:: Task directions ::
The material below should be written out in full and exactly; pictures stay out of the copy.

□ □ □

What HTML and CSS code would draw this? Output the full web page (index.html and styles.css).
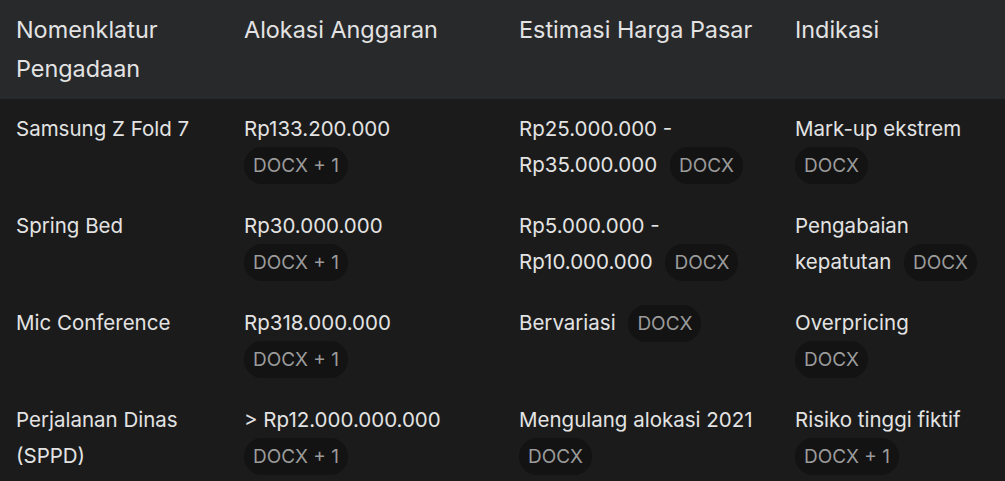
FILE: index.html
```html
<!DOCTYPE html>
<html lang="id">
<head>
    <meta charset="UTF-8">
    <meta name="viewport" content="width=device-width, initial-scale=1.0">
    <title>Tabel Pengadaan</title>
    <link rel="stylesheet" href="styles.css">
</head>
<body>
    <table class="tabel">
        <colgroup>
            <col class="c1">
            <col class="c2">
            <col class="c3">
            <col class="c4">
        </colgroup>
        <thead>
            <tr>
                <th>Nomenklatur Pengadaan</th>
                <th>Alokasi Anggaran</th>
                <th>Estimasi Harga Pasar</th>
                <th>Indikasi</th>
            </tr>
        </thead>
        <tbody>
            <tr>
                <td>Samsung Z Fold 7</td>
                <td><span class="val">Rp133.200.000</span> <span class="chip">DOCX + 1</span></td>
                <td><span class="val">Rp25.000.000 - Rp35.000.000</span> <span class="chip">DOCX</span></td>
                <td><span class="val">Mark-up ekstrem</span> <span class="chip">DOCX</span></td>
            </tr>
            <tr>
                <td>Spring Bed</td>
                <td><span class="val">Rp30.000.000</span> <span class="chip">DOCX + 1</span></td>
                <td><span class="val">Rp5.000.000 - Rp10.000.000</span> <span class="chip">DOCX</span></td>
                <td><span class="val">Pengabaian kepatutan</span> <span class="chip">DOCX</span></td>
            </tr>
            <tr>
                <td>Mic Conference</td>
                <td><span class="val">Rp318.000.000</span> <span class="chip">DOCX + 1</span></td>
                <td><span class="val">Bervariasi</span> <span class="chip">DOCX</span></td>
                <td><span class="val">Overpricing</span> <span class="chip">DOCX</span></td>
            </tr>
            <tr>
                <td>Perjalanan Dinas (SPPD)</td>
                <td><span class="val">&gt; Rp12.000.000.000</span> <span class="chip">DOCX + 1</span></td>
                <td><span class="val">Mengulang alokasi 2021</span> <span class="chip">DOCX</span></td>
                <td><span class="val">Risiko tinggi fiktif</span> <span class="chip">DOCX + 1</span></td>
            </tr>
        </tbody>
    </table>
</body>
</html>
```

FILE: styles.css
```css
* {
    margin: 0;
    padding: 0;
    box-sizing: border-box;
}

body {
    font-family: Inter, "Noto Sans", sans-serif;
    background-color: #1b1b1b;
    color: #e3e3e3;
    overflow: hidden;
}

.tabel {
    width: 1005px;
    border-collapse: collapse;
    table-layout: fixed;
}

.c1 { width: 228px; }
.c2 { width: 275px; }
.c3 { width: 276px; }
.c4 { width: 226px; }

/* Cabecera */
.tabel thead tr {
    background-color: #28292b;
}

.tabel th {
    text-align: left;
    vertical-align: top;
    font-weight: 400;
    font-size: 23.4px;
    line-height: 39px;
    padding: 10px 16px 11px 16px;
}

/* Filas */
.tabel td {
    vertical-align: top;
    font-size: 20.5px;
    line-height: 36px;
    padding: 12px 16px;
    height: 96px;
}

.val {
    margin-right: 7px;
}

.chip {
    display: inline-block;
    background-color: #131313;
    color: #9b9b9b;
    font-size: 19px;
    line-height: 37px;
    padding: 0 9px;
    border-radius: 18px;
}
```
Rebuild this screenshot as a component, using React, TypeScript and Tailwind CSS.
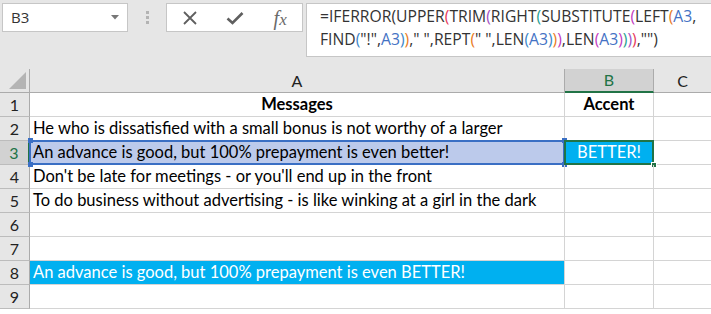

□ □ □

:: Finished answer ::
What HTML and CSS code would draw this? Output the full web page (index.html and styles.css).
FILE: index.html
```html
<!DOCTYPE html>
<html lang="id">
<head>
    <meta charset="UTF-8">
    <meta name="viewport" content="width=device-width, initial-scale=1.0">
    <title>Tabel Pengadaan</title>
    <link rel="stylesheet" href="styles.css">
</head>
<body>
    <table class="tabel">
        <colgroup>
            <col class="c1">
            <col class="c2">
            <col class="c3">
            <col class="c4">
        </colgroup>
        <thead>
            <tr>
                <th>Nomenklatur Pengadaan</th>
                <th>Alokasi Anggaran</th>
                <th>Estimasi Harga Pasar</th>
                <th>Indikasi</th>
            </tr>
        </thead>
        <tbody>
            <tr>
                <td>Samsung Z Fold 7</td>
                <td><span class="val">Rp133.200.000</span> <span class="chip">DOCX + 1</span></td>
                <td><span class="val">Rp25.000.000 - Rp35.000.000</span> <span class="chip">DOCX</span></td>
                <td><span class="val">Mark-up ekstrem</span> <span class="chip">DOCX</span></td>
            </tr>
            <tr>
                <td>Spring Bed</td>
                <td><span class="val">Rp30.000.000</span> <span class="chip">DOCX + 1</span></td>
                <td><span class="val">Rp5.000.000 - Rp10.000.000</span> <span class="chip">DOCX</span></td>
                <td><span class="val">Pengabaian kepatutan</span> <span class="chip">DOCX</span></td>
            </tr>
            <tr>
                <td>Mic Conference</td>
                <td><span class="val">Rp318.000.000</span> <span class="chip">DOCX + 1</span></td>
                <td><span class="val">Bervariasi</span> <span class="chip">DOCX</span></td>
                <td><span class="val">Overpricing</span> <span class="chip">DOCX</span></td>
            </tr>
            <tr>
                <td>Perjalanan Dinas (SPPD)</td>
                <td><span class="val">&gt; Rp12.000.000.000</span> <span class="chip">DOCX + 1</span></td>
                <td><span class="val">Mengulang alokasi 2021</span> <span class="chip">DOCX</span></td>
                <td><span class="val">Risiko tinggi fiktif</span> <span class="chip">DOCX + 1</span></td>
            </tr>
        </tbody>
    </table>
</body>
</html>
```

FILE: styles.css
```css
* {
    margin: 0;
    padding: 0;
    box-sizing: border-box;
}

body {
    font-family: Inter, "Noto Sans", sans-serif;
    background-color: #1b1b1b;
    color: #e3e3e3;
    overflow: hidden;
}

.tabel {
    width: 1005px;
    border-collapse: collapse;
    table-layout: fixed;
}

.c1 { width: 228px; }
.c2 { width: 275px; }
.c3 { width: 276px; }
.c4 { width: 226px; }

/* Cabecera */
.tabel thead tr {
    background-color: #28292b;
}

.tabel th {
    text-align: left;
    vertical-align: top;
    font-weight: 400;
    font-size: 23.4px;
    line-height: 39px;
    padding: 10px 16px 11px 16px;
}

/* Filas */
.tabel td {
    vertical-align: top;
    font-size: 20.5px;
    line-height: 36px;
    padding: 12px 16px;
    height: 96px;
}

.val {
    margin-right: 7px;
}

.chip {
    display: inline-block;
    background-color: #131313;
    color: #9b9b9b;
    font-size: 19px;
    line-height: 37px;
    padding: 0 9px;
    border-radius: 18px;
}
```
Rebuild this screenshot as a component, using React, TypeScript and Tailwind CSS.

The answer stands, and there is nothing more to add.